A l'occasion de la 3e Journée de la presse en ligne organisée vendredi à Paris, le Syndicat de la presse indépendante d'information en ligne (Spiil) a présenté son Manifeste pour un nouvel écosystème de la presse numérique . Des représentants de différents adhérents du Spiil (Rue89, Mediapart, DijonScope, Cafebabel...) ont dressé une liste de constats, notamment sur les inégalités de droits entre presse papier et presse en ligne. Et ont avancé dix propositions, allant de pistes très concrètes (la suppression des aides directes à la presse, la suppression de l'abattement fiscal des journalistes) à des principes un peu plus théoriques (renouveler la profession, créer un « pacte de confiance » avec les lecteurs...) « Ça va secouer! » , a prévenu le président du Spiil, Maurice Botbol.

Première proposition: supprimer les aides directes à la presse , décriées pour leur inefficacité et leur inadaptation aux mutations du secteur. «Soit elles servent de perfusion permanente pour permettre à des publications en difficulté de survivre tant bien que mal, sans avoir à réaliser les véritables efforts éditoriaux, commerciaux et industriels nécessaires pour se restructurer, lit-on dans le Manifeste. Soit elles constituent un effet d'aubaine pour grappiller des subventions, de manière opportuniste. » On leur reproche surtout d'être inégalitaires, comme l'a montré le rapport sur la Loi de Finances 2012 de l'ex-sénatrice et aujourd'hui ministre du Commerce extérieur Nicole Bricq en novembre 2011, la moitié des aides directes sont captées par 2% des titres aidés. Soit sept titres: Le Monde (17 millions d'euros), Le Parisien (16,8 millions), Libération (14 millions), Le Figaro (13 millions), Ouest France (12 millions) et France Soir (6,6 millions). L'augmentation de ces aides n'a pas empêché la dégradation de la santé économique de ces titres, notamment de France Soir, disparu définitivement cet été .
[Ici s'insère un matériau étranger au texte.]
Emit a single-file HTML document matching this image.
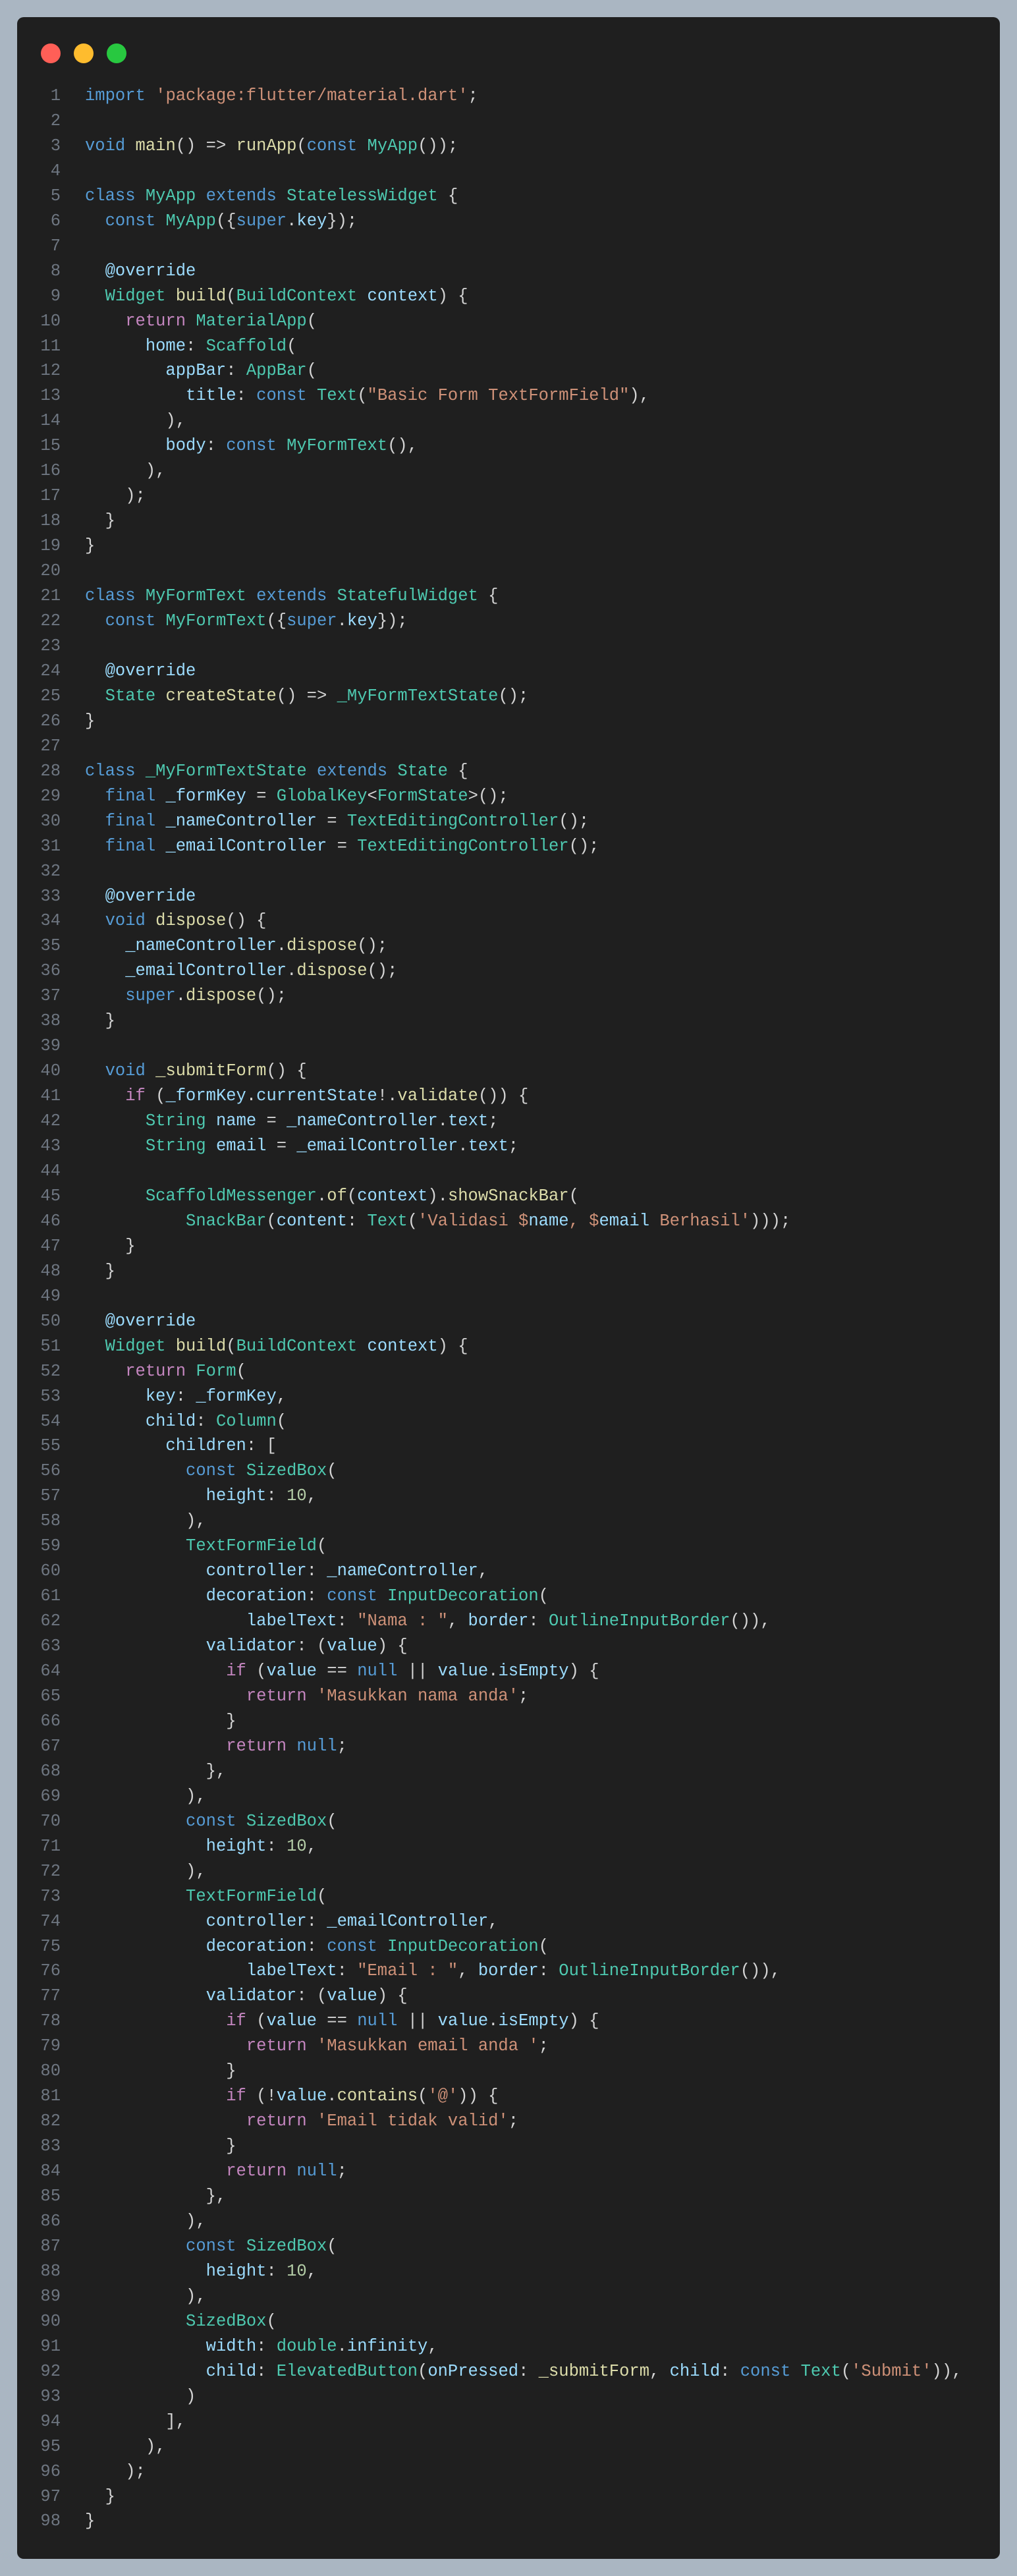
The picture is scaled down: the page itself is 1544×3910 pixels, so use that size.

Le Spiil propose donc la suppression totale de ces aides, mais, magnanime, accorde une période de transition de trois ans, « conscient des difficultés structurelles que rencontre actuellement la profession» . Présent dans la salle, le sociologue des médias Jean-Marie Charon a insisté sur le fait que cette proposition constituait un « renversement complet dans la philosophie des aides à la presse » et rappelle que celles-ci se « légitiment par la notion de garantie du pluralisme » . Une remise à plat des aides est prévue, mais le gouvernement socialiste privilégierait plutôt de réserver ces aides à la presse aux titres d'information politique et générale (IPG), au détriment, a priori, de la presse dite de loisir.

En échange, et c'est la deuxième proposition du manifeste, le Spiil propose de renforcer les aides indirectes , « plus prévisibles que les aides directes et mieux à même de recentrer l'Etat dans son rôle de stimulation d'un secteur économique, tout en limitant les effets de distorsion. » Parmi ces aides indirectes, la presse papier bénéficie de la TVA réduite (à 2,10%). C'est un cheval de bataille des éditeurs en ligne: ils militent depuis des années pour que cette TVA réduite soit étendue à la presse numérique. Selon le Manifeste, cette mesure « aurait pour effet immédiat d'encourager les éditeurs à proposer en ligne des contenus payants de qualité » .

Parmi les autres pistes évoquées, le Spiil demande d' inciter à la recherche et au développement , grâce à des mécanismes existants, comme le Crédit impôt recherche. L'absence de développement, en effet, laisse les médias largement inféodés aux géants du web: « Sans grands projets de R&D;, prévient le Syndicat, la presse numérique sera condamnée à confier à quelques géants américains, tels que Apple, Google, ou Amazon, une bonne partie de ses moyens de production de l'information, de diffusion de ses contenus et de commercialisation de sa publicité comme de ses abonnements. »

Dans le même ordre d'idée, regrettant la sous-capitalisation structurelle des entreprises de presse, le Manifeste propose la mise en place d'incitations juridiques et fiscales, pour favoriser les investissements . Par exemple, en adaptant au secteur de la presse le régime du « fonds de dotation » institué en août 2008, « afin de favoriser des initiatives d'intérêt général » , citoyennes. Dans le même temps, le Spiil propose d' impulser une stratégie numérique européenne .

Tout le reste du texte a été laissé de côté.